─── SOURCE EXCERPT ───

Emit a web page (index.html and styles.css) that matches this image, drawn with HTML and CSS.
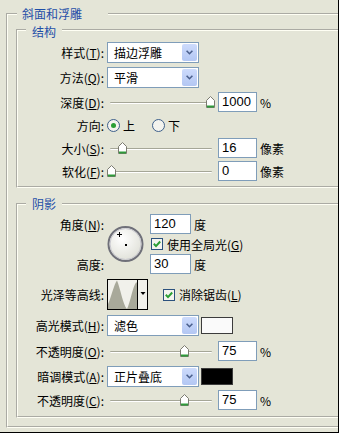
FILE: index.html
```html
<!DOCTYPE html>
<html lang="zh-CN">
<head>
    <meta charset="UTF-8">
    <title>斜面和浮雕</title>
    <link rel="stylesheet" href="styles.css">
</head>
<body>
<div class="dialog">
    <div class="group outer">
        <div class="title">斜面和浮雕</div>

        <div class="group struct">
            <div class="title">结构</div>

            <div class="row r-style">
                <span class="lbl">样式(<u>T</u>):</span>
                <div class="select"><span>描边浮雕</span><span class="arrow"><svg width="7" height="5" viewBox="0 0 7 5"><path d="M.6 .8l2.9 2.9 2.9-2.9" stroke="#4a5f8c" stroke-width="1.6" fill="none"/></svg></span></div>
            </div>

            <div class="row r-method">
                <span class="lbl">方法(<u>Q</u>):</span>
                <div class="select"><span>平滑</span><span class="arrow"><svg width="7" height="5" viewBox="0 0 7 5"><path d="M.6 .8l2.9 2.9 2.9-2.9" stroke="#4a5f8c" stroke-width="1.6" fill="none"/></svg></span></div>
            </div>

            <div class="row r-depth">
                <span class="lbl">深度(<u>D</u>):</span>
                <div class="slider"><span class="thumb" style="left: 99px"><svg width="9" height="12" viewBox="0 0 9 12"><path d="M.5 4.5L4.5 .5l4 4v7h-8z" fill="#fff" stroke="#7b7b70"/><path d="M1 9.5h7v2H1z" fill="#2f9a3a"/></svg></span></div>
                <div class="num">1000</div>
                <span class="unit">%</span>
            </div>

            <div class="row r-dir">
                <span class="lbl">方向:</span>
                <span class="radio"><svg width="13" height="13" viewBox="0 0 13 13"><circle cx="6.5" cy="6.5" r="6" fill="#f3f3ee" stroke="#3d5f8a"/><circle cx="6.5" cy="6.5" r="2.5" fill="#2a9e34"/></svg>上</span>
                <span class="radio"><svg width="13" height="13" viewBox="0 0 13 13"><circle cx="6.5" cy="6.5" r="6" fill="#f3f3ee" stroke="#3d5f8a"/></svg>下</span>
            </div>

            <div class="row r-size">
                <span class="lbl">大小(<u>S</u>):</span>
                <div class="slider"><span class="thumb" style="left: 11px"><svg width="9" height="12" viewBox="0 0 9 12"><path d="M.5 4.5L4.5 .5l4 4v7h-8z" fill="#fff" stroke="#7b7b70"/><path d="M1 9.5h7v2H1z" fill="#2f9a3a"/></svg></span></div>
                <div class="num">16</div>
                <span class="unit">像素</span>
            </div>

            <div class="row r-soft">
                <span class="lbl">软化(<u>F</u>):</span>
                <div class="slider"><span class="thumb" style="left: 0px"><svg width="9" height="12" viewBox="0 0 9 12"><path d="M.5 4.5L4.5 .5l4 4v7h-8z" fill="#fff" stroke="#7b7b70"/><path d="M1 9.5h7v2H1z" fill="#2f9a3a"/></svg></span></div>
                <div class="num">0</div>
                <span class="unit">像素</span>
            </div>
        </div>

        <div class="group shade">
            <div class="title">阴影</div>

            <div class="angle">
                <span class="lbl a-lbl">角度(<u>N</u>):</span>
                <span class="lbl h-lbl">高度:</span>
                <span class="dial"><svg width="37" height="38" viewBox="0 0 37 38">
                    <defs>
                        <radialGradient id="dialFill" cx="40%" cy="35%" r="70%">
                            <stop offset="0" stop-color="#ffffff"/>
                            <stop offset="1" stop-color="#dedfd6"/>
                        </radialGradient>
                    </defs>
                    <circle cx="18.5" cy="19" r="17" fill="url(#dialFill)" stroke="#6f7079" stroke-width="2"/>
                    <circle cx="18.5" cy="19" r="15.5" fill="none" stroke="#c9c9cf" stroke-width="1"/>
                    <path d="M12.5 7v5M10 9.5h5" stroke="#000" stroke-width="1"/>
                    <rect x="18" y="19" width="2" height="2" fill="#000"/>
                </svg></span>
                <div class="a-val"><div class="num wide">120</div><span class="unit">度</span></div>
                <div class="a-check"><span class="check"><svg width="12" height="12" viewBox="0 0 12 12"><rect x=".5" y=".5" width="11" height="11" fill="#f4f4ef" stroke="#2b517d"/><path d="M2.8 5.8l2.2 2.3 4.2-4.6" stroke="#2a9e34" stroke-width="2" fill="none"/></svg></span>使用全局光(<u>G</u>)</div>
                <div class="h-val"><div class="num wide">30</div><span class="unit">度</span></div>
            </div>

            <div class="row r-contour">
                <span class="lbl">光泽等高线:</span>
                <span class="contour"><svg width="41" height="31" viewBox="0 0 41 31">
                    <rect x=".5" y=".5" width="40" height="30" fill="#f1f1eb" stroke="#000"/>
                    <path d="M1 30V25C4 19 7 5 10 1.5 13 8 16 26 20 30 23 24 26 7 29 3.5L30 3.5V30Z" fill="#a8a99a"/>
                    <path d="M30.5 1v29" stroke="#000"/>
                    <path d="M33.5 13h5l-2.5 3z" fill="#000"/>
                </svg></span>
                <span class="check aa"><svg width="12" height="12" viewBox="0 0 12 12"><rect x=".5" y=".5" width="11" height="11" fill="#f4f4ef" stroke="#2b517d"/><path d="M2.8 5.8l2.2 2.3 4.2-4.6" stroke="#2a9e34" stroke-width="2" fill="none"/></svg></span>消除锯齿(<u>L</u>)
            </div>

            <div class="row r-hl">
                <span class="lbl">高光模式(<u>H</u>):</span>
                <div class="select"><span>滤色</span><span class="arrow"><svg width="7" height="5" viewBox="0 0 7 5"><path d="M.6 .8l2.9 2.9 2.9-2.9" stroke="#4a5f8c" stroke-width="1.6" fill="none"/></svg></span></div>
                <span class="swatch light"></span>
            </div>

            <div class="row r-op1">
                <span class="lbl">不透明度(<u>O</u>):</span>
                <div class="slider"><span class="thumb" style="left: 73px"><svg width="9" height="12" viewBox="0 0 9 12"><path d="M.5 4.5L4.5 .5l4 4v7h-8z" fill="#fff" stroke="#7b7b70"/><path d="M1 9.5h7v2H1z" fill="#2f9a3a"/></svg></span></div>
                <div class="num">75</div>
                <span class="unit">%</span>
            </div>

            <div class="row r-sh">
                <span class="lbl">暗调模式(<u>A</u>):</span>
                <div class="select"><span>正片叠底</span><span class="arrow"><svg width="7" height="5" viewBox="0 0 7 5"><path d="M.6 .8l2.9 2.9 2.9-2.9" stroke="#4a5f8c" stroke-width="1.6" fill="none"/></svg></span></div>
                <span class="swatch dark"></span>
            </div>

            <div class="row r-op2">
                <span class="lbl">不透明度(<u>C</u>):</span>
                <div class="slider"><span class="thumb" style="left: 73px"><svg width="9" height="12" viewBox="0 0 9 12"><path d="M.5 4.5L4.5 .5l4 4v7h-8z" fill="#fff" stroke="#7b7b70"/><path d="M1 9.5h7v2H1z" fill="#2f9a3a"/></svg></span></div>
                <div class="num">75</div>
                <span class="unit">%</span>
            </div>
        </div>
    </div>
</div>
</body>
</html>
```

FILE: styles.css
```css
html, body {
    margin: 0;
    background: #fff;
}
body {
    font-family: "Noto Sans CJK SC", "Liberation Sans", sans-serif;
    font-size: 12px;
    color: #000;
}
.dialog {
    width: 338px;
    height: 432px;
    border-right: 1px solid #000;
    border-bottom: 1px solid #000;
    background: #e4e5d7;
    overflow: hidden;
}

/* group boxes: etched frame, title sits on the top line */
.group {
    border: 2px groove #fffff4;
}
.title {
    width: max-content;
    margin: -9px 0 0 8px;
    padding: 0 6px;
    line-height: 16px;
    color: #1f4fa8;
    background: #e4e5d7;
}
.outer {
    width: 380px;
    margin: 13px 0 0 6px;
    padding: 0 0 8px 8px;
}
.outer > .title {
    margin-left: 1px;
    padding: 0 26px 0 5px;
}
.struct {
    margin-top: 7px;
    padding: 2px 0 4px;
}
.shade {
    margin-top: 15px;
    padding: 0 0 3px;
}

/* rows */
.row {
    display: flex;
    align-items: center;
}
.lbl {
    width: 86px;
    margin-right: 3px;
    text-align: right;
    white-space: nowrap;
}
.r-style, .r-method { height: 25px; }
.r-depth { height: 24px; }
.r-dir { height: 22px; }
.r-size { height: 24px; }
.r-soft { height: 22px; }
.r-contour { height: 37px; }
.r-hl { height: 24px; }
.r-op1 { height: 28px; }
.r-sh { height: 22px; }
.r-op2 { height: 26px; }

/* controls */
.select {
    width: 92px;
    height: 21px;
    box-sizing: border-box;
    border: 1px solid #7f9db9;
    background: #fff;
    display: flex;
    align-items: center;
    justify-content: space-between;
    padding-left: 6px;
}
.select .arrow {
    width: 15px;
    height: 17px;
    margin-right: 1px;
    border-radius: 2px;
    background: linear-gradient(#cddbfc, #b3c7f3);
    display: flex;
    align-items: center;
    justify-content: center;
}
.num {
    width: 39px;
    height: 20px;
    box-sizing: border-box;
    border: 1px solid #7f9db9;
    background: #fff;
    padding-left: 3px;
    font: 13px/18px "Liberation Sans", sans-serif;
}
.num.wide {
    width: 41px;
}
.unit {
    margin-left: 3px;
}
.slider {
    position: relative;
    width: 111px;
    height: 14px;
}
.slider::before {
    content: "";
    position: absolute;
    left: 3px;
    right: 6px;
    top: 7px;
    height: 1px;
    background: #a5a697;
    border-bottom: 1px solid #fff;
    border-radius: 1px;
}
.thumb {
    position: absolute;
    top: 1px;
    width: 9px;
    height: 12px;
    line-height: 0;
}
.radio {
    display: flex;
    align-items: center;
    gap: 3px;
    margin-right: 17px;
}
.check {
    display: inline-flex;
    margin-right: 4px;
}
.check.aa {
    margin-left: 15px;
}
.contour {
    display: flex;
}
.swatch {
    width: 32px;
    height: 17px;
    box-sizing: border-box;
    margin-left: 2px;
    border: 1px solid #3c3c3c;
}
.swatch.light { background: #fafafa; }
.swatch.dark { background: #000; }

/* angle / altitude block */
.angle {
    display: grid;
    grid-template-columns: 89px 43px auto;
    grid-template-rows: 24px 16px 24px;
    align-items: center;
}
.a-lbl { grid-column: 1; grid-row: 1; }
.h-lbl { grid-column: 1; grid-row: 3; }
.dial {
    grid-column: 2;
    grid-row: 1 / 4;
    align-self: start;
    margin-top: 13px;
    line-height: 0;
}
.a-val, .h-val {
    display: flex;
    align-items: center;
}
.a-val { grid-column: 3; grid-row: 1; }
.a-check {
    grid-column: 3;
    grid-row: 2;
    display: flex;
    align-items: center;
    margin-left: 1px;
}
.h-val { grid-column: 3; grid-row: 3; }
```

───

WHAT THE TASK REQUIRES
Go through the material line by line. Show each line that contains the string "index".

RESPONSE
Emit a web page (index.html and styles.css) that matches this image, drawn with HTML and CSS.
FILE: index.html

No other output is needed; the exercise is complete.